- [GIVEN RECORDS]:
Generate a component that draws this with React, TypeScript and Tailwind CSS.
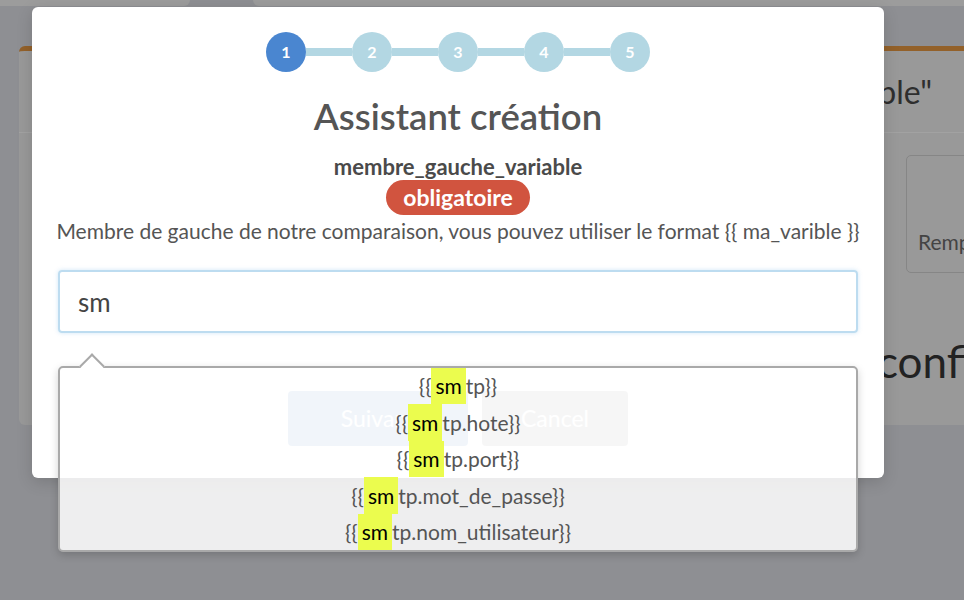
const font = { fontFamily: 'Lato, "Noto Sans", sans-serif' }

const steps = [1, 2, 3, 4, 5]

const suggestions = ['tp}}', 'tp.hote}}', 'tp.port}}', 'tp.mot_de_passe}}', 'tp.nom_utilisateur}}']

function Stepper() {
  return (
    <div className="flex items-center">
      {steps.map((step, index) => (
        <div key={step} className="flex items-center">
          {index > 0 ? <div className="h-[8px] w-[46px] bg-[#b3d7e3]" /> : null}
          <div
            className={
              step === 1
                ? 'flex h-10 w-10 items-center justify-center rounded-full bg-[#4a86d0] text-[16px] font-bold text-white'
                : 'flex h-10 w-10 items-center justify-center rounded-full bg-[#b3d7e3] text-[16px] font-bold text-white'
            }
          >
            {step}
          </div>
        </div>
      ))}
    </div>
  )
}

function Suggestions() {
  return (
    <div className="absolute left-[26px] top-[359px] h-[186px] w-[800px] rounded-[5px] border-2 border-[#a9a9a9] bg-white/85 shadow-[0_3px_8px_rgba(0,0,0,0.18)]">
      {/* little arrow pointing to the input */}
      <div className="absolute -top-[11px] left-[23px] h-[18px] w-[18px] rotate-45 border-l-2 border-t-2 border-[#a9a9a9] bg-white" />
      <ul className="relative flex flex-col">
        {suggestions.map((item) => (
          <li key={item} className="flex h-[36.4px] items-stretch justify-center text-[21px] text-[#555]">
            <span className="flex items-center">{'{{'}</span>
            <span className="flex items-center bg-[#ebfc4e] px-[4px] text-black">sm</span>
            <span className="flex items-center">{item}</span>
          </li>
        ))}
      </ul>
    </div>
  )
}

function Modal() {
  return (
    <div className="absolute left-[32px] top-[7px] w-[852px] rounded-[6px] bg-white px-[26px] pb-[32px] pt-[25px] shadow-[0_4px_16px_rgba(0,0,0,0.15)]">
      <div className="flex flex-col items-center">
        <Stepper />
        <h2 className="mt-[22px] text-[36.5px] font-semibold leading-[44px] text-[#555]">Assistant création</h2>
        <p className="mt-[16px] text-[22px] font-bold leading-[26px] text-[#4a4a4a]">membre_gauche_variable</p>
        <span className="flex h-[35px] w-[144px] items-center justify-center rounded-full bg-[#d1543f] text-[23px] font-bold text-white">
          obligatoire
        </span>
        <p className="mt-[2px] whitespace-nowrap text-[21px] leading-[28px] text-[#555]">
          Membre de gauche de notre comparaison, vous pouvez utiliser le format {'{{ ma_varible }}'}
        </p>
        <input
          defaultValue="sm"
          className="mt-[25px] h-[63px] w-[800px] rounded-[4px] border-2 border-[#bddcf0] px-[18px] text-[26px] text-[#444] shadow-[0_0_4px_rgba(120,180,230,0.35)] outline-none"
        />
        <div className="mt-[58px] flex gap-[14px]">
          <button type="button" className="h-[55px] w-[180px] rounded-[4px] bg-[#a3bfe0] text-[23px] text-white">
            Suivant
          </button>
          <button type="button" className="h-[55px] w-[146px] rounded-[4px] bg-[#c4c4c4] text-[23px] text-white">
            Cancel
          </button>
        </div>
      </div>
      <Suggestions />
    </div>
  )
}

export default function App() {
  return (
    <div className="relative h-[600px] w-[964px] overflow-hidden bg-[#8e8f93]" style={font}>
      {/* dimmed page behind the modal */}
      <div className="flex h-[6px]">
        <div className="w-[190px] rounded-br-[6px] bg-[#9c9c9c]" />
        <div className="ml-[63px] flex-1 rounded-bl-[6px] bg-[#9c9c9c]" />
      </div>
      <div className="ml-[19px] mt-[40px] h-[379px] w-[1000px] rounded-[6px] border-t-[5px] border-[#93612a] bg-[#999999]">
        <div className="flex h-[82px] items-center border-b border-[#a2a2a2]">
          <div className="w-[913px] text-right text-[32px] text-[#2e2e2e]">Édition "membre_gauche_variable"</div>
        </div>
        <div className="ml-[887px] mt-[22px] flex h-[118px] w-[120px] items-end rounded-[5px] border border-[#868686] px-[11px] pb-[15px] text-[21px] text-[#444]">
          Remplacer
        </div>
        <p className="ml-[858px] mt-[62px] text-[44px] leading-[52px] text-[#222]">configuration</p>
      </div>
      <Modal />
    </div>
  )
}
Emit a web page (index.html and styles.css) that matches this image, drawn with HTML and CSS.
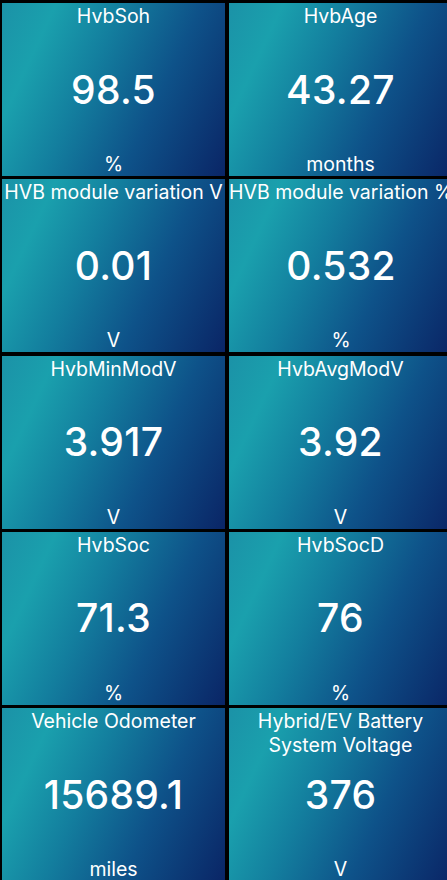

- [WRITTEN TASK]: Copy the material above exactly and drop the pictures.

- [CORRECT RESULT]:
Generate a component that draws this with React, TypeScript and Tailwind CSS.
const font = { fontFamily: 'Lato, "Noto Sans", sans-serif' }

const steps = [1, 2, 3, 4, 5]

const suggestions = ['tp}}', 'tp.hote}}', 'tp.port}}', 'tp.mot_de_passe}}', 'tp.nom_utilisateur}}']

function Stepper() {
  return (
    <div className="flex items-center">
      {steps.map((step, index) => (
        <div key={step} className="flex items-center">
          {index > 0 ? <div className="h-[8px] w-[46px] bg-[#b3d7e3]" /> : null}
          <div
            className={
              step === 1
                ? 'flex h-10 w-10 items-center justify-center rounded-full bg-[#4a86d0] text-[16px] font-bold text-white'
                : 'flex h-10 w-10 items-center justify-center rounded-full bg-[#b3d7e3] text-[16px] font-bold text-white'
            }
          >
            {step}
          </div>
        </div>
      ))}
    </div>
  )
}

function Suggestions() {
  return (
    <div className="absolute left-[26px] top-[359px] h-[186px] w-[800px] rounded-[5px] border-2 border-[#a9a9a9] bg-white/85 shadow-[0_3px_8px_rgba(0,0,0,0.18)]">
      {/* little arrow pointing to the input */}
      <div className="absolute -top-[11px] left-[23px] h-[18px] w-[18px] rotate-45 border-l-2 border-t-2 border-[#a9a9a9] bg-white" />
      <ul className="relative flex flex-col">
        {suggestions.map((item) => (
          <li key={item} className="flex h-[36.4px] items-stretch justify-center text-[21px] text-[#555]">
            <span className="flex items-center">{'{{'}</span>
            <span className="flex items-center bg-[#ebfc4e] px-[4px] text-black">sm</span>
            <span className="flex items-center">{item}</span>
          </li>
        ))}
      </ul>
    </div>
  )
}

function Modal() {
  return (
    <div className="absolute left-[32px] top-[7px] w-[852px] rounded-[6px] bg-white px-[26px] pb-[32px] pt-[25px] shadow-[0_4px_16px_rgba(0,0,0,0.15)]">
      <div className="flex flex-col items-center">
        <Stepper />
        <h2 className="mt-[22px] text-[36.5px] font-semibold leading-[44px] text-[#555]">Assistant création</h2>
        <p className="mt-[16px] text-[22px] font-bold leading-[26px] text-[#4a4a4a]">membre_gauche_variable</p>
        <span className="flex h-[35px] w-[144px] items-center justify-center rounded-full bg-[#d1543f] text-[23px] font-bold text-white">
          obligatoire
        </span>
        <p className="mt-[2px] whitespace-nowrap text-[21px] leading-[28px] text-[#555]">
          Membre de gauche de notre comparaison, vous pouvez utiliser le format {'{{ ma_varible }}'}
        </p>
        <input
          defaultValue="sm"
          className="mt-[25px] h-[63px] w-[800px] rounded-[4px] border-2 border-[#bddcf0] px-[18px] text-[26px] text-[#444] shadow-[0_0_4px_rgba(120,180,230,0.35)] outline-none"
        />
        <div className="mt-[58px] flex gap-[14px]">
          <button type="button" className="h-[55px] w-[180px] rounded-[4px] bg-[#a3bfe0] text-[23px] text-white">
            Suivant
          </button>
          <button type="button" className="h-[55px] w-[146px] rounded-[4px] bg-[#c4c4c4] text-[23px] text-white">
            Cancel
          </button>
        </div>
      </div>
      <Suggestions />
    </div>
  )
}

export default function App() {
  return (
    <div className="relative h-[600px] w-[964px] overflow-hidden bg-[#8e8f93]" style={font}>
      {/* dimmed page behind the modal */}
      <div className="flex h-[6px]">
        <div className="w-[190px] rounded-br-[6px] bg-[#9c9c9c]" />
        <div className="ml-[63px] flex-1 rounded-bl-[6px] bg-[#9c9c9c]" />
      </div>
      <div className="ml-[19px] mt-[40px] h-[379px] w-[1000px] rounded-[6px] border-t-[5px] border-[#93612a] bg-[#999999]">
        <div className="flex h-[82px] items-center border-b border-[#a2a2a2]">
          <div className="w-[913px] text-right text-[32px] text-[#2e2e2e]">Édition "membre_gauche_variable"</div>
        </div>
        <div className="ml-[887px] mt-[22px] flex h-[118px] w-[120px] items-end rounded-[5px] border border-[#868686] px-[11px] pb-[15px] text-[21px] text-[#444]">
          Remplacer
        </div>
        <p className="ml-[858px] mt-[62px] text-[44px] leading-[52px] text-[#222]">configuration</p>
      </div>
      <Modal />
    </div>
  )
}
Emit a web page (index.html and styles.css) that matches this image, drawn with HTML and CSS.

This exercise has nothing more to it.